Description of the task -
Output each line exactly as it appears, skipping any embedded picture.

Supplied data -
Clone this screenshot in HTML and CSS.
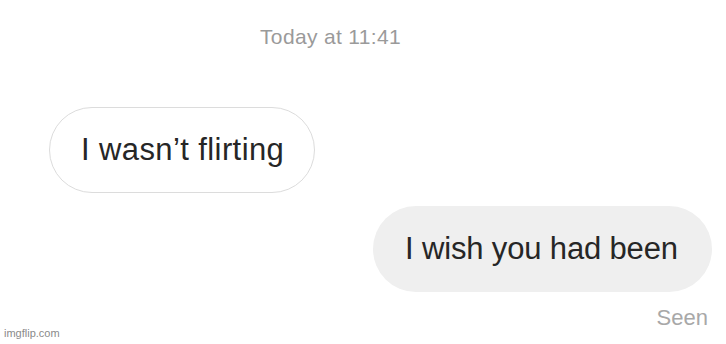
FILE: index.html
```html
<!DOCTYPE html>
<html lang="en">
<head>
  <meta charset="UTF-8">
  <title>Chat</title>
  <link rel="stylesheet" href="styles.css">
</head>
<body>
  <div class="chat">
    <div class="stamp">Today at 11:41</div>
    <div class="bubble bubble-in">I wasn’t flirting</div>
    <div class="bubble bubble-out">I wish you had been</div>
    <div class="seen">Seen</div>
  </div>
  <div class="watermark">imgflip.com</div>
</body>
</html>
```

FILE: styles.css
```css
/* Plain white chat screen */
body {
  margin: 0;
  padding: 0;
  width: 726px;
  height: 344px;
  background: #ffffff;
  font-family: "Liberation Sans", Arial, sans-serif;
  position: relative;
  overflow: hidden;
}

.chat {
  display: flex;
  flex-direction: column;
  padding-top: 24px;
}

.stamp {
  padding-left: 260px;
  font-size: 21px;
  line-height: 26px;
  letter-spacing: 0.35px;
  color: #9a9a9a;
}

.bubble {
  height: 86px;
  border-radius: 43px;
  box-sizing: border-box;
  display: flex;
  align-items: center;
  font-size: 31px;
  color: #262626;
}

.bubble-in {
  align-self: flex-start;
  margin-left: 49px;
  margin-top: 57px;
  width: 266px;
  padding-left: 31px;
  letter-spacing: 0.4px;
  border: 1.5px solid #dcdcdc;
}

.bubble-out {
  align-self: flex-end;
  margin-right: 14px;
  margin-top: 13px;
  width: 339px;
  padding-left: 32px;
  letter-spacing: -0.15px;
  background: #efefef;
}

.seen {
  align-self: flex-end;
  margin-right: 18px;
  margin-top: 13px;
  font-size: 22px;
  color: #a8a8a8;
}

/* meme site watermark in the corner */
.watermark {
  position: absolute;
  left: 4px;
  bottom: 5px;
  font-size: 11px;
  color: #8a8a8a;
}
```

Solved exercise -
Clone this screenshot in HTML and CSS.
FILE: index.html
```html
<!DOCTYPE html>
<html lang="en">
<head>
  <meta charset="UTF-8">
  <title>Chat</title>
  <link rel="stylesheet" href="styles.css">
</head>
<body>
  <div class="chat">
    <div class="stamp">Today at 11:41</div>
    <div class="bubble bubble-in">I wasn’t flirting</div>
    <div class="bubble bubble-out">I wish you had been</div>
    <div class="seen">Seen</div>
  </div>
  <div class="watermark">imgflip.com</div>
</body>
</html>
```

FILE: styles.css
```css
/* Plain white chat screen */
body {
  margin: 0;
  padding: 0;
  width: 726px;
  height: 344px;
  background: #ffffff;
  font-family: "Liberation Sans", Arial, sans-serif;
  position: relative;
  overflow: hidden;
}

.chat {
  display: flex;
  flex-direction: column;
  padding-top: 24px;
}

.stamp {
  padding-left: 260px;
  font-size: 21px;
  line-height: 26px;
  letter-spacing: 0.35px;
  color: #9a9a9a;
}

.bubble {
  height: 86px;
  border-radius: 43px;
  box-sizing: border-box;
  display: flex;
  align-items: center;
  font-size: 31px;
  color: #262626;
}

.bubble-in {
  align-self: flex-start;
  margin-left: 49px;
  margin-top: 57px;
  width: 266px;
  padding-left: 31px;
  letter-spacing: 0.4px;
  border: 1.5px solid #dcdcdc;
}

.bubble-out {
  align-self: flex-end;
  margin-right: 14px;
  margin-top: 13px;
  width: 339px;
  padding-left: 32px;
  letter-spacing: -0.15px;
  background: #efefef;
}

.seen {
  align-self: flex-end;
  margin-right: 18px;
  margin-top: 13px;
  font-size: 22px;
  color: #a8a8a8;
}

/* meme site watermark in the corner */
.watermark {
  position: absolute;
  left: 4px;
  bottom: 5px;
  font-size: 11px;
  color: #8a8a8a;
}
```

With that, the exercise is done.